◆ Instructions to follow: All lines below must be repeated exactly, with the pictures omitted.

◆ Stored data:
>>>
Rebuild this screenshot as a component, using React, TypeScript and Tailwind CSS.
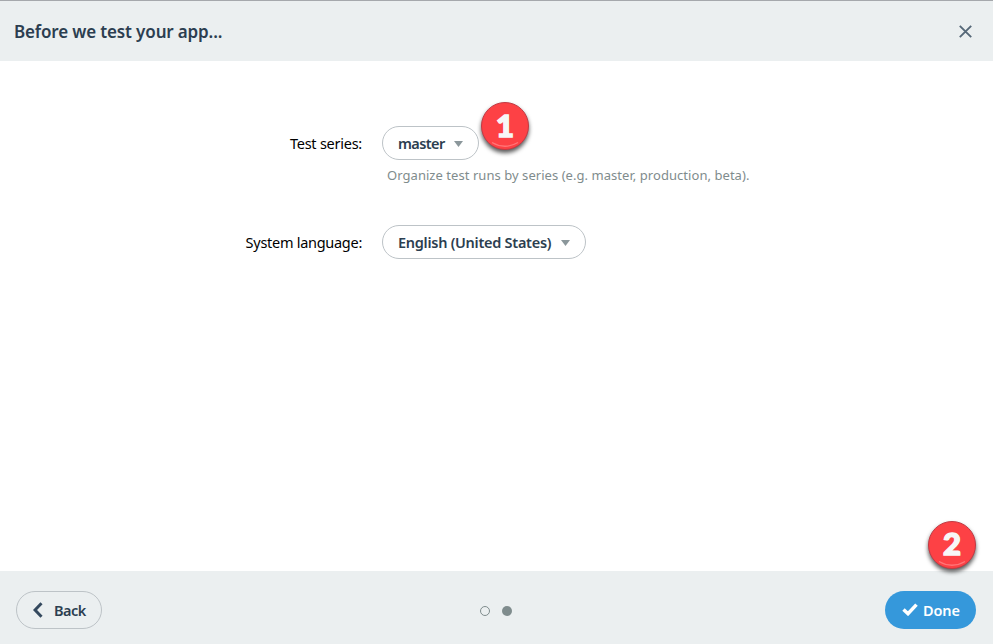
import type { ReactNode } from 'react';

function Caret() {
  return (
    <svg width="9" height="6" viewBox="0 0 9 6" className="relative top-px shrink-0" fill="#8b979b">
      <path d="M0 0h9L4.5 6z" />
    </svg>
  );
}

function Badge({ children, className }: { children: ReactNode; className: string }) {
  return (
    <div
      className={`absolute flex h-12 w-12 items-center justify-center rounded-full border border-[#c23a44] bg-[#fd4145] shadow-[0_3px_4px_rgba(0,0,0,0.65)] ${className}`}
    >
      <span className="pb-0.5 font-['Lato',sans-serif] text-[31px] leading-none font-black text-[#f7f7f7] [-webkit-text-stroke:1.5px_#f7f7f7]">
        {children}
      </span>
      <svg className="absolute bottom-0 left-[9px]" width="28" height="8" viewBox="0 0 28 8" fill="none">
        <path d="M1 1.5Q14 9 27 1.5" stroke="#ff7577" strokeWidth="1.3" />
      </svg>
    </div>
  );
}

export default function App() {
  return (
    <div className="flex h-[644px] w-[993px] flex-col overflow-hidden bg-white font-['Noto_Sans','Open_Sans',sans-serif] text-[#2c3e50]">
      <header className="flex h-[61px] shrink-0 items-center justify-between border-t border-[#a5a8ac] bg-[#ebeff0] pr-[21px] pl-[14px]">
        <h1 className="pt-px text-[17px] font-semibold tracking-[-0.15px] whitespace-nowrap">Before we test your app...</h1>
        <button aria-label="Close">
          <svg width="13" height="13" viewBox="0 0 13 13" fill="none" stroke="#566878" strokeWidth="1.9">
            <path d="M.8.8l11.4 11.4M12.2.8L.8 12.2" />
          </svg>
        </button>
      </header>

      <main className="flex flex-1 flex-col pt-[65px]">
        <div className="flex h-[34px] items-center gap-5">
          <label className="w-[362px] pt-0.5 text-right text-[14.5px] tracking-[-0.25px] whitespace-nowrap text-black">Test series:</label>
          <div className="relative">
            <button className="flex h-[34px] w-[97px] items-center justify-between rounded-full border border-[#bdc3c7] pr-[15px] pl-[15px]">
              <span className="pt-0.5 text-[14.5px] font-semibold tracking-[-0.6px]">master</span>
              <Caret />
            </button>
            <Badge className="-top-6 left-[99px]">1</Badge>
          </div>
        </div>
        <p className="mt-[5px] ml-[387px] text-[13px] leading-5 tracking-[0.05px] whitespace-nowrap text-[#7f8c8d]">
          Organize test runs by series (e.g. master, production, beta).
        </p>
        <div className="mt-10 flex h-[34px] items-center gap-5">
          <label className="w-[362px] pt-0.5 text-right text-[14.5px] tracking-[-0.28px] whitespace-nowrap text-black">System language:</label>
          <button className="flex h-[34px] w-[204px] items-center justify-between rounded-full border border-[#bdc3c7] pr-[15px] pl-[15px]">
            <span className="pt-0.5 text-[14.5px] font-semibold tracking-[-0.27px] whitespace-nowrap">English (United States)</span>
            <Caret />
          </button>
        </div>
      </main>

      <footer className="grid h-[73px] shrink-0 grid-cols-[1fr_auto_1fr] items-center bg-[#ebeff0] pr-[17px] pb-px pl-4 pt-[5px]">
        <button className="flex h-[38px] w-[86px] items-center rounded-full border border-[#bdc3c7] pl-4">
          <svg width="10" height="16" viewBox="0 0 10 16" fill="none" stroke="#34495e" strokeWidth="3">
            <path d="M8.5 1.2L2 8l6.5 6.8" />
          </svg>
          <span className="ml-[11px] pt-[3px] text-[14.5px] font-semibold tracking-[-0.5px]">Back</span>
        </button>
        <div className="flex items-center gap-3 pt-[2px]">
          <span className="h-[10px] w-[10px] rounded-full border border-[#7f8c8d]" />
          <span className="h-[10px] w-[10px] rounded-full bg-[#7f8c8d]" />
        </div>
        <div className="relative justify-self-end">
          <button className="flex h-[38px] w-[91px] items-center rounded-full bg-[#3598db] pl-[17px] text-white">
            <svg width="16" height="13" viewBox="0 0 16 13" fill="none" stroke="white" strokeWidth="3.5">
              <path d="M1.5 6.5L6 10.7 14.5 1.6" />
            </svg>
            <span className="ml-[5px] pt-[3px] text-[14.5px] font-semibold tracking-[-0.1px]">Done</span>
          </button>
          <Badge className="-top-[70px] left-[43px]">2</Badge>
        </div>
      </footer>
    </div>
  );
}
<<<
◆ Exercise output:
Rebuild this screenshot as a component, using React, TypeScript and Tailwind CSS.
import type { ReactNode } from 'react';

function Caret() {
  return (
    <svg width="9" height="6" viewBox="0 0 9 6" className="relative top-px shrink-0" fill="#8b979b">
      <path d="M0 0h9L4.5 6z" />
    </svg>
  );
}

function Badge({ children, className }: { children: ReactNode; className: string }) {
  return (
    <div
      className={`absolute flex h-12 w-12 items-center justify-center rounded-full border border-[#c23a44] bg-[#fd4145] shadow-[0_3px_4px_rgba(0,0,0,0.65)] ${className}`}
    >
      <span className="pb-0.5 font-['Lato',sans-serif] text-[31px] leading-none font-black text-[#f7f7f7] [-webkit-text-stroke:1.5px_#f7f7f7]">
        {children}
      </span>
      <svg className="absolute bottom-0 left-[9px]" width="28" height="8" viewBox="0 0 28 8" fill="none">
        <path d="M1 1.5Q14 9 27 1.5" stroke="#ff7577" strokeWidth="1.3" />
      </svg>
    </div>
  );
}

export default function App() {
  return (
    <div className="flex h-[644px] w-[993px] flex-col overflow-hidden bg-white font-['Noto_Sans','Open_Sans',sans-serif] text-[#2c3e50]">
      <header className="flex h-[61px] shrink-0 items-center justify-between border-t border-[#a5a8ac] bg-[#ebeff0] pr-[21px] pl-[14px]">
        <h1 className="pt-px text-[17px] font-semibold tracking-[-0.15px] whitespace-nowrap">Before we test your app...</h1>
        <button aria-label="Close">
          <svg width="13" height="13" viewBox="0 0 13 13" fill="none" stroke="#566878" strokeWidth="1.9">
            <path d="M.8.8l11.4 11.4M12.2.8L.8 12.2" />
          </svg>
        </button>
      </header>

      <main className="flex flex-1 flex-col pt-[65px]">
        <div className="flex h-[34px] items-center gap-5">
          <label className="w-[362px] pt-0.5 text-right text-[14.5px] tracking-[-0.25px] whitespace-nowrap text-black">Test series:</label>
          <div className="relative">
            <button className="flex h-[34px] w-[97px] items-center justify-between rounded-full border border-[#bdc3c7] pr-[15px] pl-[15px]">
              <span className="pt-0.5 text-[14.5px] font-semibold tracking-[-0.6px]">master</span>
              <Caret />
            </button>
            <Badge className="-top-6 left-[99px]">1</Badge>
          </div>
        </div>
        <p className="mt-[5px] ml-[387px] text-[13px] leading-5 tracking-[0.05px] whitespace-nowrap text-[#7f8c8d]">
          Organize test runs by series (e.g. master, production, beta).
        </p>
        <div className="mt-10 flex h-[34px] items-center gap-5">
          <label className="w-[362px] pt-0.5 text-right text-[14.5px] tracking-[-0.28px] whitespace-nowrap text-black">System language:</label>
          <button className="flex h-[34px] w-[204px] items-center justify-between rounded-full border border-[#bdc3c7] pr-[15px] pl-[15px]">
            <span className="pt-0.5 text-[14.5px] font-semibold tracking-[-0.27px] whitespace-nowrap">English (United States)</span>
            <Caret />
          </button>
        </div>
      </main>

      <footer className="grid h-[73px] shrink-0 grid-cols-[1fr_auto_1fr] items-center bg-[#ebeff0] pr-[17px] pb-px pl-4 pt-[5px]">
        <button className="flex h-[38px] w-[86px] items-center rounded-full border border-[#bdc3c7] pl-4">
          <svg width="10" height="16" viewBox="0 0 10 16" fill="none" stroke="#34495e" strokeWidth="3">
            <path d="M8.5 1.2L2 8l6.5 6.8" />
          </svg>
          <span className="ml-[11px] pt-[3px] text-[14.5px] font-semibold tracking-[-0.5px]">Back</span>
        </button>
        <div className="flex items-center gap-3 pt-[2px]">
          <span className="h-[10px] w-[10px] rounded-full border border-[#7f8c8d]" />
          <span className="h-[10px] w-[10px] rounded-full bg-[#7f8c8d]" />
        </div>
        <div className="relative justify-self-end">
          <button className="flex h-[38px] w-[91px] items-center rounded-full bg-[#3598db] pl-[17px] text-white">
            <svg width="16" height="13" viewBox="0 0 16 13" fill="none" stroke="white" strokeWidth="3.5">
              <path d="M1.5 6.5L6 10.7 14.5 1.6" />
            </svg>
            <span className="ml-[5px] pt-[3px] text-[14.5px] font-semibold tracking-[-0.1px]">Done</span>
          </button>
          <Badge className="-top-[70px] left-[43px]">2</Badge>
        </div>
      </footer>
    </div>
  );
}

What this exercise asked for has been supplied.